Task details> Take the line containing "Reproduce this screenshot", the line containing "string; count: string;", and all lines between them, and transcribe them exactly. Leave out pictures.

Materials provided>
----

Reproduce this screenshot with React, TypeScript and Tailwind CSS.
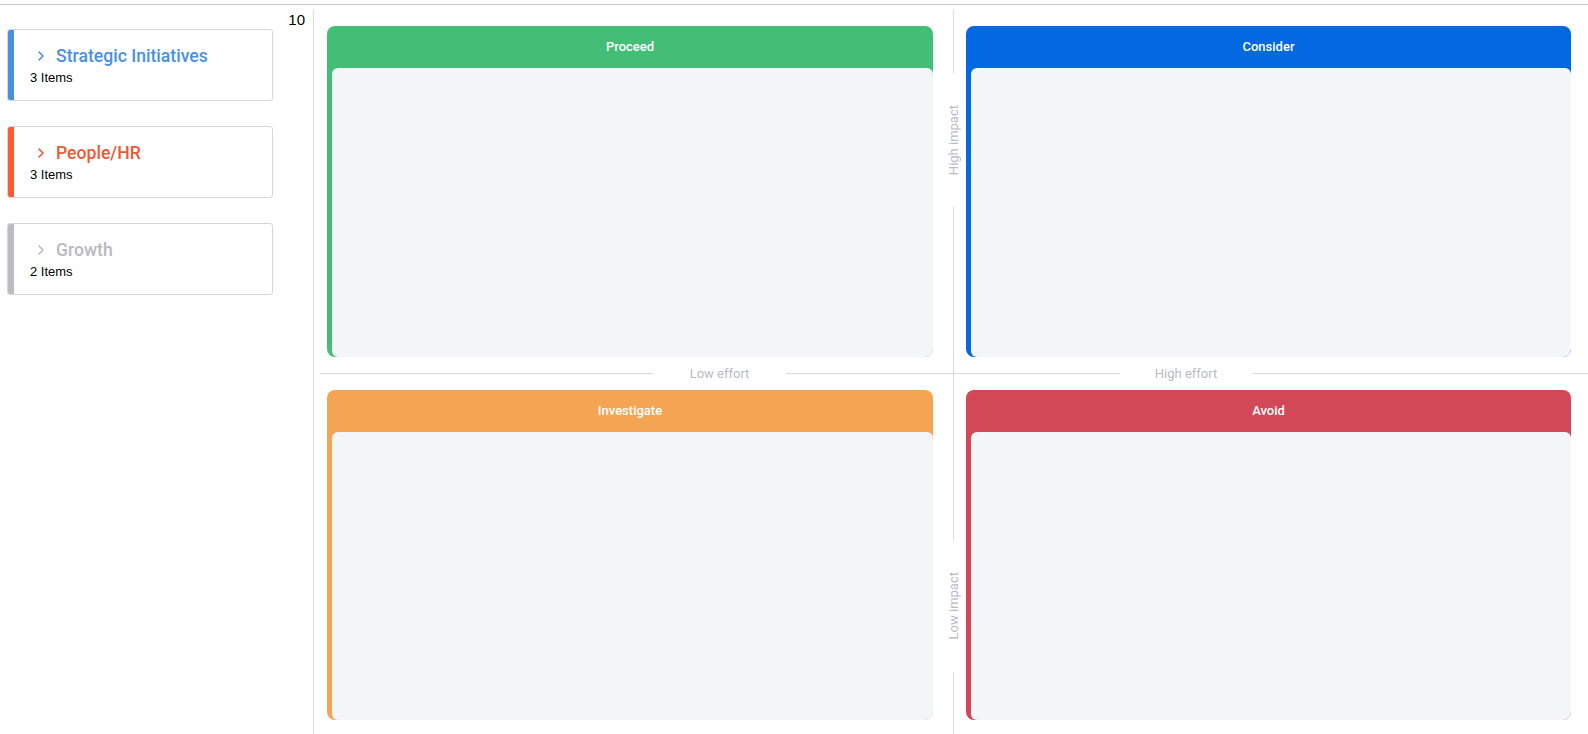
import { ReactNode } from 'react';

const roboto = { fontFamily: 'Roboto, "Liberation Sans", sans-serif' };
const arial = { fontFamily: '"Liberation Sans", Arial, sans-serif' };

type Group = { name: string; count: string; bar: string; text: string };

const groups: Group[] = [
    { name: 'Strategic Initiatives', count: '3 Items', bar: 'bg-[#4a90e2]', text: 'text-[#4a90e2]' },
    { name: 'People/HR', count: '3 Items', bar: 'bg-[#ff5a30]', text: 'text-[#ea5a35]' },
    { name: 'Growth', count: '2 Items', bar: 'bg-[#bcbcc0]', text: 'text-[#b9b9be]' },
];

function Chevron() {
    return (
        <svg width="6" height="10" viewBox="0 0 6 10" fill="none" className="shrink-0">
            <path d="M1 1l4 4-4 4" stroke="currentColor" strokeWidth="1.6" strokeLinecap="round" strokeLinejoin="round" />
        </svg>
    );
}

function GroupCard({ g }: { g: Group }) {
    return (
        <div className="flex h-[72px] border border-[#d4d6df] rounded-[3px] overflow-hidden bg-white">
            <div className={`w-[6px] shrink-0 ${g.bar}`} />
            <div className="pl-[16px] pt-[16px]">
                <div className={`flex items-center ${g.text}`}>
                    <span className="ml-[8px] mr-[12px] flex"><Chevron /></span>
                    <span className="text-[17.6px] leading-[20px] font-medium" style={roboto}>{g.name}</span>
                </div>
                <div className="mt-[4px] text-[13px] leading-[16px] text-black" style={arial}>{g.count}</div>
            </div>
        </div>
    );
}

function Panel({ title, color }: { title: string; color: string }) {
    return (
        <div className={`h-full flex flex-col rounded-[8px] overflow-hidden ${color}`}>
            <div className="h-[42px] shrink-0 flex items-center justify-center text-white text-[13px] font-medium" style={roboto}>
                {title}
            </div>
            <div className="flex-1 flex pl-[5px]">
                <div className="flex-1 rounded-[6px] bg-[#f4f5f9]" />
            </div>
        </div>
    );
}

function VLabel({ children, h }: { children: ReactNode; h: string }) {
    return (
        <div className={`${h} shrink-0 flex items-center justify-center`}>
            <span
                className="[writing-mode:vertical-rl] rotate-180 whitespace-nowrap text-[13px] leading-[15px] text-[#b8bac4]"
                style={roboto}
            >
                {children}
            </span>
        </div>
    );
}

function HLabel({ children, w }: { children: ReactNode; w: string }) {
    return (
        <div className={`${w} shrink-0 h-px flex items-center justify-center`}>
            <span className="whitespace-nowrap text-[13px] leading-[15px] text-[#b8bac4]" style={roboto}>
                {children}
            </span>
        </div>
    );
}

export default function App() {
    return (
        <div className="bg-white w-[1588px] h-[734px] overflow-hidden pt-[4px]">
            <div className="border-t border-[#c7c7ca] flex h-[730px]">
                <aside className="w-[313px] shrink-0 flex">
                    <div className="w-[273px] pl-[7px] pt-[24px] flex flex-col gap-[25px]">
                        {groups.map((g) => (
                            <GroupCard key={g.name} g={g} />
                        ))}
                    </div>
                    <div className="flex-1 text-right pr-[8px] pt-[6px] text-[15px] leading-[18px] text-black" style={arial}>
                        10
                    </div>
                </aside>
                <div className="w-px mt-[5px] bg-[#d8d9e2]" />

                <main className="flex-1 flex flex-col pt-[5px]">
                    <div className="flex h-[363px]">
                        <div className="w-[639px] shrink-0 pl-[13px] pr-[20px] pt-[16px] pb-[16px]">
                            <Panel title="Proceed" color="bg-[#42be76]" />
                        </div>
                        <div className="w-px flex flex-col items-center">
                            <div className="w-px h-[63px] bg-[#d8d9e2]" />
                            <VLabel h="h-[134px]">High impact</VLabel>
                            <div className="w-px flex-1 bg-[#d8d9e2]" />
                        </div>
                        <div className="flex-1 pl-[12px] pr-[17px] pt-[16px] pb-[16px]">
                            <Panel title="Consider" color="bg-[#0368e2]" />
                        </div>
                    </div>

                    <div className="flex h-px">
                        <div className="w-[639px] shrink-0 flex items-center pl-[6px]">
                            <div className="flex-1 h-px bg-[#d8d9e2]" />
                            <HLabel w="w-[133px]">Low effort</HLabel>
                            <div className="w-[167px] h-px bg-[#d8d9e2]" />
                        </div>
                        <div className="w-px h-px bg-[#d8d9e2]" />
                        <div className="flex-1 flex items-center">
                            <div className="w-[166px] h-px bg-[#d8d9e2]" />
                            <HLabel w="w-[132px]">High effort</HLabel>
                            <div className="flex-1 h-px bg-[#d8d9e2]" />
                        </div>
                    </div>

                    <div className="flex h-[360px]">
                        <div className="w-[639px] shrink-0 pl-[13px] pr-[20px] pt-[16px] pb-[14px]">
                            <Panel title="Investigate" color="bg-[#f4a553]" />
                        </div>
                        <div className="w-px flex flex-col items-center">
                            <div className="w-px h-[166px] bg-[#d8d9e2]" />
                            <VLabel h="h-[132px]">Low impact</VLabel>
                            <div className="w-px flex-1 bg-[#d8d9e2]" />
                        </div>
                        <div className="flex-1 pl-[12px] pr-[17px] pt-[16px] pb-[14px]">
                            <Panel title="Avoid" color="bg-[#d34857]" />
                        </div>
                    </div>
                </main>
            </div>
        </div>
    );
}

----

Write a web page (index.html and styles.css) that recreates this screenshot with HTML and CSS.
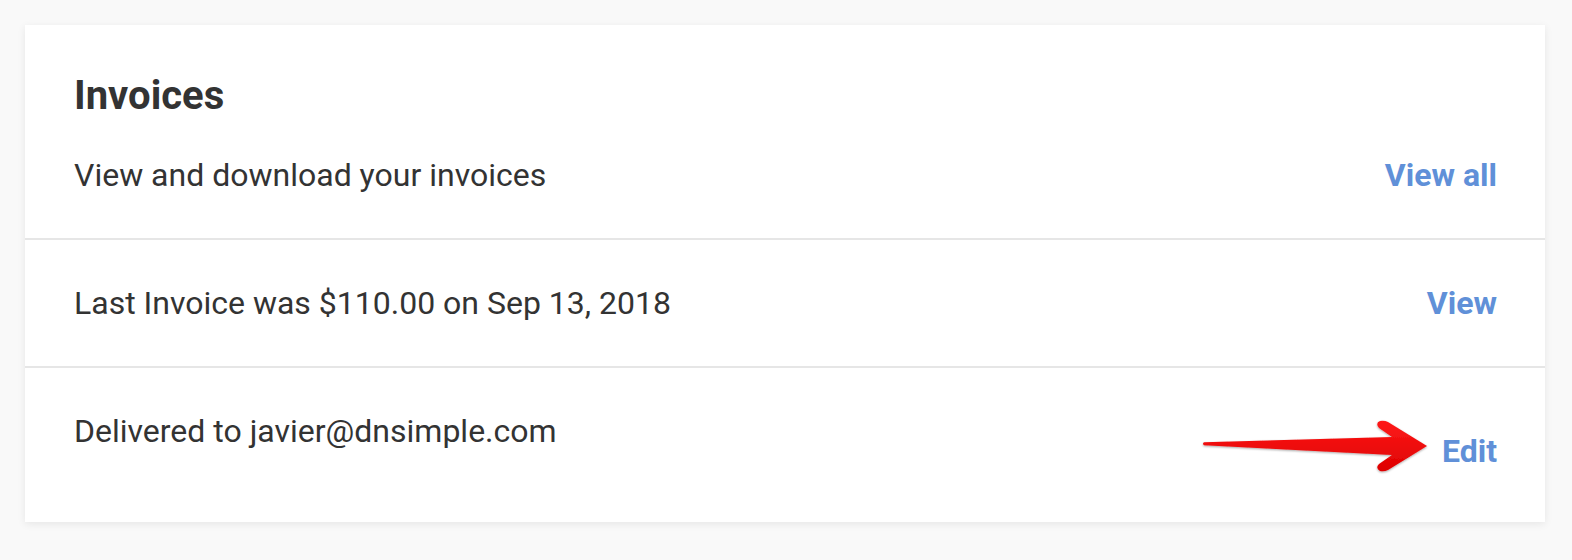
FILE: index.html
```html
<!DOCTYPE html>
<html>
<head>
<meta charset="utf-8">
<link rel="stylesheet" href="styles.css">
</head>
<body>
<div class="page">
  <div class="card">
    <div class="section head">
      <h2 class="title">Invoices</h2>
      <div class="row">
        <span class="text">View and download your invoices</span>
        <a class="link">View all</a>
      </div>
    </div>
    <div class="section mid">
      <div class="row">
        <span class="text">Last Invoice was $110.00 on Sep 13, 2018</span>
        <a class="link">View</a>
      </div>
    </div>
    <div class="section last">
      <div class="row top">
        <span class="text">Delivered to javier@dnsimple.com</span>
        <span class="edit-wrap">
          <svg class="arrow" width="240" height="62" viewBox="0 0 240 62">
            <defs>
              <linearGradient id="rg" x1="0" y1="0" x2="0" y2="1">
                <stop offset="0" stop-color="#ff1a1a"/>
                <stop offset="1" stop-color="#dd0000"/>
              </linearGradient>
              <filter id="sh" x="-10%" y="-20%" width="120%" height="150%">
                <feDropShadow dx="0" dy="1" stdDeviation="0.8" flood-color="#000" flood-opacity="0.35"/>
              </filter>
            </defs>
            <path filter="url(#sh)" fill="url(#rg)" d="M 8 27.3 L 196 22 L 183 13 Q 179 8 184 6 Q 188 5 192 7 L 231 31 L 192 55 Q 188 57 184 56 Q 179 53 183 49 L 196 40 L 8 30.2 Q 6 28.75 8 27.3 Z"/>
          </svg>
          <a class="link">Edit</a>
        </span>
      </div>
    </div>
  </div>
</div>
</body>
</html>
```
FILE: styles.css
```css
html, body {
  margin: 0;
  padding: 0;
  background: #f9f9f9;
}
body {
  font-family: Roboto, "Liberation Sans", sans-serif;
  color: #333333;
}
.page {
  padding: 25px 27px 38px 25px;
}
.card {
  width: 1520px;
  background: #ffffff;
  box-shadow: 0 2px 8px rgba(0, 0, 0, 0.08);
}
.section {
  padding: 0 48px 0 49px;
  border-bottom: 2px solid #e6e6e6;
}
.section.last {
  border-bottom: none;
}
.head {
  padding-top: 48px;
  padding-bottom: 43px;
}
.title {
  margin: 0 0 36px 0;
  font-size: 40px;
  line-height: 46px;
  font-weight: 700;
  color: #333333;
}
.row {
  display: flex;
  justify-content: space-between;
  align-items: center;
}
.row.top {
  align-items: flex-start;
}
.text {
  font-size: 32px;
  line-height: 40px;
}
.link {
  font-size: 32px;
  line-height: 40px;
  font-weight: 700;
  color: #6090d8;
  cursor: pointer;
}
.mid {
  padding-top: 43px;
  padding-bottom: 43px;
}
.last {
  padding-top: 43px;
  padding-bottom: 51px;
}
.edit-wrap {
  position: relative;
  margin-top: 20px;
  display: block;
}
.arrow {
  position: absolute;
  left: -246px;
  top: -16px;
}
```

----

Answer below>
Reproduce this screenshot with React, TypeScript and Tailwind CSS.
import { ReactNode } from 'react';

const roboto = { fontFamily: 'Roboto, "Liberation Sans", sans-serif' };
const arial = { fontFamily: '"Liberation Sans", Arial, sans-serif' };

type Group = { name: string; count: string; bar: string; text: string };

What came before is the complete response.